§ AVAILABLE DATA
-- Begin --

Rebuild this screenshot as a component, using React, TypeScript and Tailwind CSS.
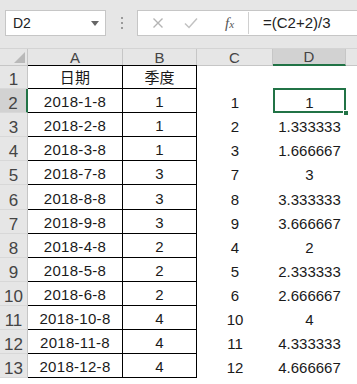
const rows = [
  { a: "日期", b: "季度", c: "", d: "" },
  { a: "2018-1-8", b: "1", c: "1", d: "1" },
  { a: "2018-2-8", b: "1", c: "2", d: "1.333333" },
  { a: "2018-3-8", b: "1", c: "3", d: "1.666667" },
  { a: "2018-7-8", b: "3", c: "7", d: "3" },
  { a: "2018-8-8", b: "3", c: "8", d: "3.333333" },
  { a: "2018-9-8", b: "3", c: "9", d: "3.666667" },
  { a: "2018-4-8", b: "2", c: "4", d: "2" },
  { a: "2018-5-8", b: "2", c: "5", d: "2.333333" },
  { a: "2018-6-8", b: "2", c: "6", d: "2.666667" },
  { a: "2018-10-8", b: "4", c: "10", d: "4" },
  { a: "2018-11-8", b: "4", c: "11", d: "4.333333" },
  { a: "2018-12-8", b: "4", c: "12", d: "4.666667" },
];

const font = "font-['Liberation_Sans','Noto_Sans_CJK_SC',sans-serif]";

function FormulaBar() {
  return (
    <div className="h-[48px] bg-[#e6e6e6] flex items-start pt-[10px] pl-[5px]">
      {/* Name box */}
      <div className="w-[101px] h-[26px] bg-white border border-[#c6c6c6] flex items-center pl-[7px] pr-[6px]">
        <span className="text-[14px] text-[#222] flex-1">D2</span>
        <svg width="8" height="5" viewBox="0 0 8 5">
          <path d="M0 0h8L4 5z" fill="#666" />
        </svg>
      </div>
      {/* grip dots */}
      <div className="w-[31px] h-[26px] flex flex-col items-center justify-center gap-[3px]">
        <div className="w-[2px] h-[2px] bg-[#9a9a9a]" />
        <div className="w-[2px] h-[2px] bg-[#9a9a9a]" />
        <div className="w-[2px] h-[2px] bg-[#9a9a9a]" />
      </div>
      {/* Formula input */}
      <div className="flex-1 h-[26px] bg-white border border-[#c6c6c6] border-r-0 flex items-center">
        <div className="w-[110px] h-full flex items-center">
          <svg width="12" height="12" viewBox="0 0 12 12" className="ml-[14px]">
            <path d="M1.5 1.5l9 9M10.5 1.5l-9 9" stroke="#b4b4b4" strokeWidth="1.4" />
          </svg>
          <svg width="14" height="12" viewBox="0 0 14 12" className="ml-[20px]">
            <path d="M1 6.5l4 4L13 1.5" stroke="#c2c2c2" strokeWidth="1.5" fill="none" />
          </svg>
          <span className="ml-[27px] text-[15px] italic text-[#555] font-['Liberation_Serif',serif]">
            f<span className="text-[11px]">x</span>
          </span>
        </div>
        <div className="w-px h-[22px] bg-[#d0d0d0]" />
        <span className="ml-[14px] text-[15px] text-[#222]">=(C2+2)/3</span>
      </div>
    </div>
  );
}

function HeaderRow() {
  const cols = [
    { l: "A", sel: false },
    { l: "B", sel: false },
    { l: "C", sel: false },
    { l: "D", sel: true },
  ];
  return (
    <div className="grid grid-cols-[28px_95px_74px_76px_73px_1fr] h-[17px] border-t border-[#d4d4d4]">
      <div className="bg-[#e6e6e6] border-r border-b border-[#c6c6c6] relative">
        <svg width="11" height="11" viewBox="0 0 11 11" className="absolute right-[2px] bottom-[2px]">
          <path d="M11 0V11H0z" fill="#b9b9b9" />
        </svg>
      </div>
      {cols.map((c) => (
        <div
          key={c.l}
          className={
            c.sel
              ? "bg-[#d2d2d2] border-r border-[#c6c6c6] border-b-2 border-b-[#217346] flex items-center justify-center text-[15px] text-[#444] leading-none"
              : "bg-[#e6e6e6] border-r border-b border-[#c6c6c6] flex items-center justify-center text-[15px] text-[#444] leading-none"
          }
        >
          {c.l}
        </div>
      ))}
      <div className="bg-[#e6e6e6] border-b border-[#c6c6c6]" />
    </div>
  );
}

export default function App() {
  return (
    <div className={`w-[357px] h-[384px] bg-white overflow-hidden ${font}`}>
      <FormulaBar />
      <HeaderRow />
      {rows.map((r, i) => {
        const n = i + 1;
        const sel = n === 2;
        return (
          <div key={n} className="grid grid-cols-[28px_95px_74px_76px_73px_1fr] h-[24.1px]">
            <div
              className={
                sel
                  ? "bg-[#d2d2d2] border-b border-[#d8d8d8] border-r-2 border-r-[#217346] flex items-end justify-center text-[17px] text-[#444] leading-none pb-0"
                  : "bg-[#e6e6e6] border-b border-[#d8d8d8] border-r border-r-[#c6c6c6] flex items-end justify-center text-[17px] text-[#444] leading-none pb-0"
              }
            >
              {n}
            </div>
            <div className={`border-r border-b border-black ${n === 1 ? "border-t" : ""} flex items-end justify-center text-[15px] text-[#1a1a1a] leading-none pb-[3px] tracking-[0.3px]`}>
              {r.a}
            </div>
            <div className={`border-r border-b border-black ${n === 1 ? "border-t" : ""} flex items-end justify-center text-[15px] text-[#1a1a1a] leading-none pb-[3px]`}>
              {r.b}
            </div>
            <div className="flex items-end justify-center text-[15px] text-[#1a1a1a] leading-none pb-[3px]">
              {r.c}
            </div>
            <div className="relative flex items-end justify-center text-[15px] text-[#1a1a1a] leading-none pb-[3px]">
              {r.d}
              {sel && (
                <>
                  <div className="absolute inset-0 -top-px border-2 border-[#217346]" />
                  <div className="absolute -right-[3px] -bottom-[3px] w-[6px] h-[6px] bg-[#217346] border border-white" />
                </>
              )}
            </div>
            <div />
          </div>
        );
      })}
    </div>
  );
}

-- End --

§ INSTRUCTIONS FOR THE TASK
Print the whole listing above once more, word for word, without its pictures.

§ TASK OUTPUT
Rebuild this screenshot as a component, using React, TypeScript and Tailwind CSS.
const rows = [
  { a: "日期", b: "季度", c: "", d: "" },
  { a: "2018-1-8", b: "1", c: "1", d: "1" },
  { a: "2018-2-8", b: "1", c: "2", d: "1.333333" },
  { a: "2018-3-8", b: "1", c: "3", d: "1.666667" },
  { a: "2018-7-8", b: "3", c: "7", d: "3" },
  { a: "2018-8-8", b: "3", c: "8", d: "3.333333" },
  { a: "2018-9-8", b: "3", c: "9", d: "3.666667" },
  { a: "2018-4-8", b: "2", c: "4", d: "2" },
  { a: "2018-5-8", b: "2", c: "5", d: "2.333333" },
  { a: "2018-6-8", b: "2", c: "6", d: "2.666667" },
  { a: "2018-10-8", b: "4", c: "10", d: "4" },
  { a: "2018-11-8", b: "4", c: "11", d: "4.333333" },
  { a: "2018-12-8", b: "4", c: "12", d: "4.666667" },
];

const font = "font-['Liberation_Sans','Noto_Sans_CJK_SC',sans-serif]";

function FormulaBar() {
  return (
    <div className="h-[48px] bg-[#e6e6e6] flex items-start pt-[10px] pl-[5px]">
      {/* Name box */}
      <div className="w-[101px] h-[26px] bg-white border border-[#c6c6c6] flex items-center pl-[7px] pr-[6px]">
        <span className="text-[14px] text-[#222] flex-1">D2</span>
        <svg width="8" height="5" viewBox="0 0 8 5">
          <path d="M0 0h8L4 5z" fill="#666" />
        </svg>
      </div>
      {/* grip dots */}
      <div className="w-[31px] h-[26px] flex flex-col items-center justify-center gap-[3px]">
        <div className="w-[2px] h-[2px] bg-[#9a9a9a]" />
        <div className="w-[2px] h-[2px] bg-[#9a9a9a]" />
        <div className="w-[2px] h-[2px] bg-[#9a9a9a]" />
      </div>
      {/* Formula input */}
      <div className="flex-1 h-[26px] bg-white border border-[#c6c6c6] border-r-0 flex items-center">
        <div className="w-[110px] h-full flex items-center">
          <svg width="12" height="12" viewBox="0 0 12 12" className="ml-[14px]">
            <path d="M1.5 1.5l9 9M10.5 1.5l-9 9" stroke="#b4b4b4" strokeWidth="1.4" />
          </svg>
          <svg width="14" height="12" viewBox="0 0 14 12" className="ml-[20px]">
            <path d="M1 6.5l4 4L13 1.5" stroke="#c2c2c2" strokeWidth="1.5" fill="none" />
          </svg>
          <span className="ml-[27px] text-[15px] italic text-[#555] font-['Liberation_Serif',serif]">
            f<span className="text-[11px]">x</span>
          </span>
        </div>
        <div className="w-px h-[22px] bg-[#d0d0d0]" />
        <span className="ml-[14px] text-[15px] text-[#222]">=(C2+2)/3</span>
      </div>
    </div>
  );
}

function HeaderRow() {
  const cols = [
    { l: "A", sel: false },
    { l: "B", sel: false },
    { l: "C", sel: false },
    { l: "D", sel: true },
  ];
  return (
    <div className="grid grid-cols-[28px_95px_74px_76px_73px_1fr] h-[17px] border-t border-[#d4d4d4]">
      <div className="bg-[#e6e6e6] border-r border-b border-[#c6c6c6] relative">
        <svg width="11" height="11" viewBox="0 0 11 11" className="absolute right-[2px] bottom-[2px]">
          <path d="M11 0V11H0z" fill="#b9b9b9" />
        </svg>
      </div>
      {cols.map((c) => (
        <div
          key={c.l}
          className={
            c.sel
              ? "bg-[#d2d2d2] border-r border-[#c6c6c6] border-b-2 border-b-[#217346] flex items-center justify-center text-[15px] text-[#444] leading-none"
              : "bg-[#e6e6e6] border-r border-b border-[#c6c6c6] flex items-center justify-center text-[15px] text-[#444] leading-none"
          }
        >
          {c.l}
        </div>
      ))}
      <div className="bg-[#e6e6e6] border-b border-[#c6c6c6]" />
    </div>
  );
}

export default function App() {
  return (
    <div className={`w-[357px] h-[384px] bg-white overflow-hidden ${font}`}>
      <FormulaBar />
      <HeaderRow />
      {rows.map((r, i) => {
        const n = i + 1;
        const sel = n === 2;
        return (
          <div key={n} className="grid grid-cols-[28px_95px_74px_76px_73px_1fr] h-[24.1px]">
            <div
              className={
                sel
                  ? "bg-[#d2d2d2] border-b border-[#d8d8d8] border-r-2 border-r-[#217346] flex items-end justify-center text-[17px] text-[#444] leading-none pb-0"
                  : "bg-[#e6e6e6] border-b border-[#d8d8d8] border-r border-r-[#c6c6c6] flex items-end justify-center text-[17px] text-[#444] leading-none pb-0"
              }
            >
              {n}
            </div>
            <div className={`border-r border-b border-black ${n === 1 ? "border-t" : ""} flex items-end justify-center text-[15px] text-[#1a1a1a] leading-none pb-[3px] tracking-[0.3px]`}>
              {r.a}
            </div>
            <div className={`border-r border-b border-black ${n === 1 ? "border-t" : ""} flex items-end justify-center text-[15px] text-[#1a1a1a] leading-none pb-[3px]`}>
              {r.b}
            </div>
            <div className="flex items-end justify-center text-[15px] text-[#1a1a1a] leading-none pb-[3px]">
              {r.c}
            </div>
            <div className="relative flex items-end justify-center text-[15px] text-[#1a1a1a] leading-none pb-[3px]">
              {r.d}
              {sel && (
                <>
                  <div className="absolute inset-0 -top-px border-2 border-[#217346]" />
                  <div className="absolute -right-[3px] -bottom-[3px] w-[6px] h-[6px] bg-[#217346] border border-white" />
                </>
              )}
            </div>
            <div />
          </div>
        );
      })}
    </div>
  );
}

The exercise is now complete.